By Renfrey Clarke
MOSCOW — As set forward recently by labour minister Gennady Melikyan, the Russian government's "solution" to unemployment is a familiar line from the West — "Women back into the home!"
More than 70% of Russia's 600,000 officially unemployed workers are women. But addressing a press conference on February 10, Melikyan said he saw no need for special programs to help women return to the work force.
"Why should we try to find jobs for women when men are idle and on unemployment benefits?", Melikyan was quoted as saying. "Let men work and women take care of the homes and their children."
"I don't want women to be offended, but I seriously don't think women should work while men are doing nothing", the minister stated. "Russia is the only country with so many working women."

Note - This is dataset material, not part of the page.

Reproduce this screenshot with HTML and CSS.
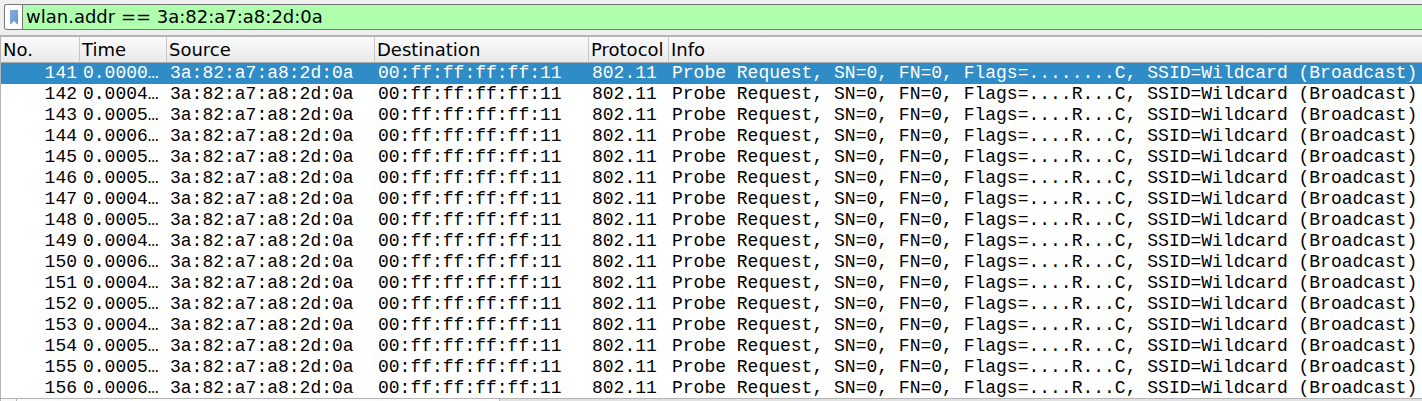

A few years back, women made up 51% of the Russian work force. But government cutbacks, aimed largely at middle-level administrative staff, have hit disproportionately at women employees.
The government's drive to turn women back into housekeepers and baby-minders has been reflected in several drafts of a new law on the family under consideration by the Supreme Soviet. The first draft would potentially have nullified women's right to abortion, and banned women with children under 14 from working more than 35 hours a week.
Following protests from women's and human rights groups, the most controversial clauses were dropped. The current draft does away with the obligation of the state to provide day care for the children of working women. As "compensation", women with three or more children are to be offered benefits to stay at home and care for them.
Ironically, Melikyan is far from being the most ruthless of government ministers where questions of wages and employment are concerned. At his February 10 press conference he repeatedly contradicted cabinet policy, arguing that if major social unrest was to be avoided, privatised enterprises should be forbidden to cut their work forces for three to five years. "We have to make corrections on our reform program, even if it means delaying the reforms", he said.
Russia's "official" unemployed, fewer than 1% of the work force, account for only a fraction of the number who are chronically out of work. Starved of credits and raw materials, factories have typically shut down for as much as several weeks each month rather than carry out mass sackings. As many as 5% of the work force do not have full-time employment, and this figure will rise sharply when new legislation is introduced allowing loss-making enterprises to be declared bankrupt.
The government's efforts to limit unemployment at the expense of women will have cruel consequences for the women affected and their families.
Keeping a family on one wage was difficult enough in the old Soviet Union; now, it is virtually impossible. A recent Economics Ministry study found that one third of Russia's population is living below the officially defined subsistence level. While prices last year rose by 26 times, the average wage increased only 13.5 times.